Logo em seu início, Isabella Ricchiero e Giovanni Saluotto, responsáveis pela direção, roteiro e montagem do curta, protagonizam uma cena em que, durante uma videochamada, conversam acerca da montagem do próprio documentário. O trecho introduz a metalinguagem presente em Um Documentário Brasileiro, retomada no decorrer da produção por meio de comentários relacionados à definição da palavra, às diferenças em comparação a outros conceitos e às condutas do documentarista. Então, ao retratar registros feitos ao longo da história do país, buscam também discutir sobre a questão da produção dessas imagens e a importância desse processo na validação dos movimentos realizados pelo povo brasileiro.

Concomitantemente, a abordagem do curta acerca da procura de grupos manifestantes pela reafirmação de seus protestos dentro da mídia utiliza de vídeos para ilustrar a influência de diferentes ideologias na transmissão de notícias pela imprensa. Esse fator é enfatizado com o uso de diferentes transmissões da CNN Brasil, em que, no Youtube, parte da entrevista com a ativista Luana Génot sobre as manifestações anti-racistas ocorridas na capital de São Paulo em 2020 é descartada, enquanto, tanto na plataforma, quanto na televisão, a magnitude de imagens de vidros quebrados é reforçada como “destruição” e outras palavras que aparentam desvalidar a motivação do ato social transmitido. Após isso, Isabella e Giovanni analisam filmagens de protestos contra Dilma Rousseff, comentando a existência de diversos cartazes anti-imprensa, mas que realizam tentativas de permanecerem enquadrados por câmeras.

Ademais, ao explorarem mídias com ações políticas da população sem tomarem consciência da época em que foram realizadas, abrem espaço a diversas reflexões a respeito das mudanças sofridas por essas.
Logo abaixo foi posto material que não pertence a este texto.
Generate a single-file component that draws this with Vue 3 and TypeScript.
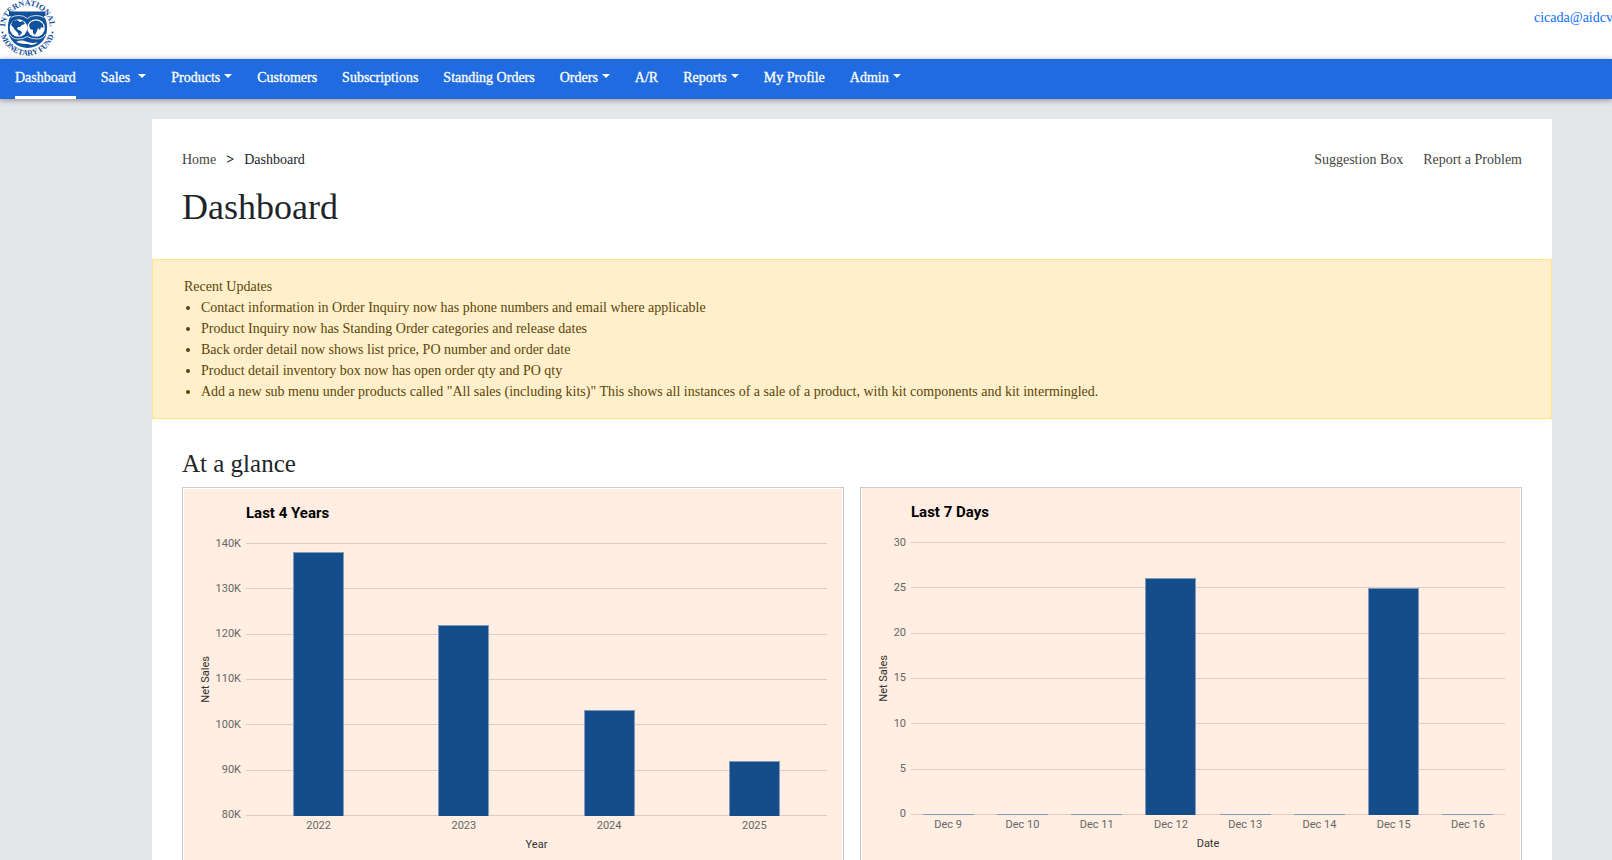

A análise da primeira manifestação selecionada cria divergências entre os entrevistados a respeito de sua data, sendo citados os anos de 2017, 2016, 2015 e 2014, equivocados ao tratarem de um protesto ocorrido no ano de 2013. Os signos visuais são ditos os responsáveis pela imprecisão e dificuldade na especificação do público ali presente, já que o grande uso das cores verde e amarelo e da bandeira do Brasil define atualmente manifestações a favor de Jair Bolsonaro e da direita política, mas que também eram vistos em 2013 em movimentos contra a PEC-37, que incluíam também pessoas da esquerda brasileira. Assim, a produção possibilita, para o telespectador ciente dessas mudanças, o surgimento de um debate acerca do processo político ocorrido ao longo dos anos que gerou a apropriação de símbolos para o uso da direita conservadora, assim como o seu apoio em grandes movimentos populares tendo em vista seu crescimento.
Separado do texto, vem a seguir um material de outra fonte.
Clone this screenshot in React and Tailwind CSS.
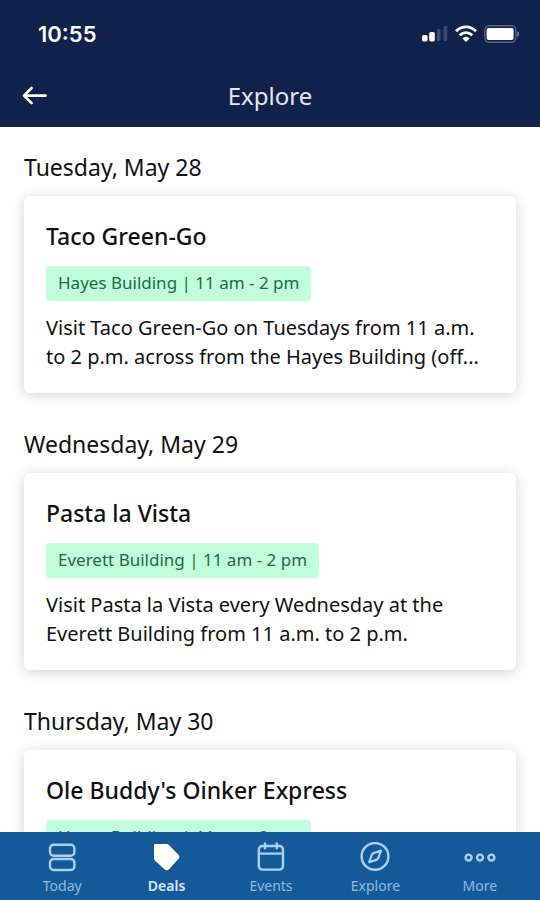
import React from "react";

const DAYS = [
  {
    date: "Tuesday, May 28",
    name: "Taco Green-Go",
    place: "Hayes Building | 11 am - 2 pm",
    text: "Visit Taco Green-Go on Tuesdays from 11 a.m. to 2 p.m. across from the Hayes Building (off...",
  },
  {
    date: "Wednesday, May 29",
    name: "Pasta la Vista",
    place: "Everett Building | 11 am - 2 pm",
    text: "Visit Pasta la Vista every Wednesday at the Everett Building from 11 a.m. to 2 p.m.",
  },
  {
    date: "Thursday, May 30",
    name: "Ole Buddy's Oinker Express",
    place: "Hayes Building | 11 am - 2 pm",
  },
];

function StatusIcons() {
  return (
    <div className="flex items-center gap-[7px]">
      <svg width="26" height="18" viewBox="0 0 26 18" aria-hidden="true">
        <rect x="0" y="10" width="5.6" height="6.4" rx="1.6" fill="#fff" />
        <rect x="7.2" y="7" width="5.6" height="9.4" rx="1.6" fill="#fff" />
        <rect x="15" y="4" width="3.6" height="12" rx="1.2" fill="#3d4a76" />
        <rect x="21.6" y="1" width="3.6" height="15" rx="1.2" fill="#3d4a76" />
      </svg>
      <svg width="22" height="18" viewBox="0 0 22 18" fill="none" stroke="#fff" strokeWidth="2.8" aria-hidden="true">
        <path d="M1 6.2C6.6 0.4 15.4 0.4 21 6.2" />
        <path d="M4.8 10.3C8.4 6.8 13.6 6.8 17.2 10.3" />
        <path d="M11 17l-3.6-3.6c2.1-2.1 5.1-2.1 7.2 0z" fill="#fff" stroke="none" />
      </svg>
      <svg width="36" height="18" viewBox="0 0 36 18" aria-hidden="true">
        <rect x="0.8" y="0.8" width="31" height="16.4" rx="4.5" fill="none" stroke="#56628c" strokeWidth="1.4" />
        <rect x="2.6" y="3" width="27" height="12" rx="2" fill="#fff" />
        <path d="M33.2 6.2c2.6.8 2.6 4.8 0 5.6z" fill="#6d7799" />
      </svg>
    </div>
  );
}

const line = { width: 32, height: 32, viewBox: "0 0 32 32", fill: "none", stroke: "currentColor", strokeWidth: 2.4, "aria-hidden": true };

const TABS = [
  {
    label: "Today",
    icon: (
      <svg {...line}>
        <rect x="4" y="2.8" width="24.4" height="11" rx="3.6" />
        <rect x="4" y="17" width="24.4" height="11" rx="3.6" />
      </svg>
    ),
  },
  {
    label: "Deals",
    active: true,
    icon: (
      <svg {...line}>
        <path d="M4.2 3.2h11.4q.8 0 1.5.7l9.400 9.600q1.200 1.300 0 2.600l-9.500 10.600q-1.200 1-2.400 0L4.900 17.800q-.7-.7-.7-1.600z" fill="currentColor" strokeLinejoin="round" />
      </svg>
    ),
  },
  {
    label: "Events",
    icon: (
      <svg {...line}>
        <rect x="3.8" y="4" width="24.2" height="23.6" rx="3.6" />
        <path d="M3.8 11.6h24.2M10 0.4v6.8M21.8 0.4v6.8" />
      </svg>
    ),
  },
  {
    label: "Explore",
    icon: (
      <svg {...line}>
        <circle cx="16" cy="14.4" r="13.4" />
        <path d="M22 8.6l-7.2 2.400q-1.500.6-2.100 2.100L10.200 20.200l7-2.300q1.500-.6 2.100-2.100z" strokeLinejoin="round" strokeWidth="2.2" />
      </svg>
    ),
  },
  {
    label: "More",
    icon: (
      <svg {...line}>
        <circle cx="4.600" cy="15.600" r="3" />
        <circle cx="16" cy="15.600" r="3" />
        <circle cx="27.400" cy="15.600" r="3" />
      </svg>
    ),
  },
];

export default function App() {
  return (
    <div className="flex h-screen flex-col overflow-hidden bg-white font-['Noto_Sans',sans-serif] text-[#111]">
      <header className="shrink-0 bg-[#10224b] text-white">
        <div className="flex h-16 items-center justify-between pt-1 pr-5 pl-[38px]">
          <span className="font-['Inter',sans-serif] text-[22px] leading-7 font-semibold">10:55</span>
          <StatusIcons />
        </div>
        <div className="grid h-[63px] grid-cols-[1fr_auto_1fr] items-center px-[22px]">
          <button type="button" aria-label="Back" className="w-7">
            <svg width="26" height="20" viewBox="0 0 26 20" fill="none" stroke="currentColor" strokeWidth="2.6" strokeLinecap="round" strokeLinejoin="round">
              <path d="M23.6 9.6H2.5M9.600 2L2 9.600l7.600 7.600" />
            </svg>
          </button>
          <h1 className="text-2xl text-[#e6e8ee]">Explore</h1>
        </div>
      </header>

      <main className="min-h-0 flex-1 space-y-[35px] overflow-hidden px-6 pt-6">
        {DAYS.map((d) => (
          <section key={d.date}>
            <h2 className="mb-[13px] text-[23px] leading-8">{d.date}</h2>
            <article className="rounded-md bg-white px-[22px] pt-6 pb-[22px] shadow-[0_2px_14px_rgba(0,0,0,0.18)]">
              <h3 className="text-[23px] leading-8 font-medium">{d.name}</h3>
              <p className="mt-[14px] w-fit rounded bg-[#c0ffd9] px-3 pb-[2px] text-[17px] leading-[33px] text-[#1d6b4c]">{d.place}</p>
              {d.text && <p className="mt-3 text-xl leading-[29px]">{d.text}</p>}
            </article>
          </section>
        ))}
      </main>

      <nav className="relative grid h-[68px] shrink-0 grid-cols-5 bg-[#155a98] pr-2 pl-[10px]">
        {TABS.map((t) => (
          <a
            key={t.label}
            href="#"
            aria-current={t.active ? "page" : undefined}
            className={t.active ? "flex flex-col items-center pt-[10px] text-white" : "flex flex-col items-center pt-[10px] text-[#a9d0f5]"}
          >
            {t.icon}
            <span className={t.active ? "text-sm leading-6 font-semibold text-[#d5e8fa]" : "text-sm leading-6 text-[#8fbce6]"}>{t.label}</span>
          </a>
        ))}
      </nav>
    </div>
  );
}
Em resumo, o fazer documentário no Brasil e o papel das imagens na validação de momentos históricos influentes para o estado político atual do país são os principais elementos que definem e enriquecem Um Documentário Brasileiro. Ao fim do curta-metragem, há a retomada da frase citada no início da obra, “O Brasil será uma tragédia. Uma tragédia bem filmada, mas ainda assim uma tragédia”, citada em um contexto em que na PUC-RJ apenas dois estudantes se formaram em matemática, enquanto trinta em cinema. Ao aludir a citação, os idealizadores do curta buscam contra-argumentar (embora julguem positivas as ações a favor do investimento científico do Instituto Serrapilheira, de João Moreira Salles, autor da frase) através de pensamentos debatidos ao longo da experiência do documentário. Em consequência do contexto político atual do Brasil, construído a partir de diversas das ideias transmitidas pelas mídias apresentadas na produção, é de suma relevância a menção e destaque feitos pela obra à importância da imagem para o processo educacional e transmissão de significados.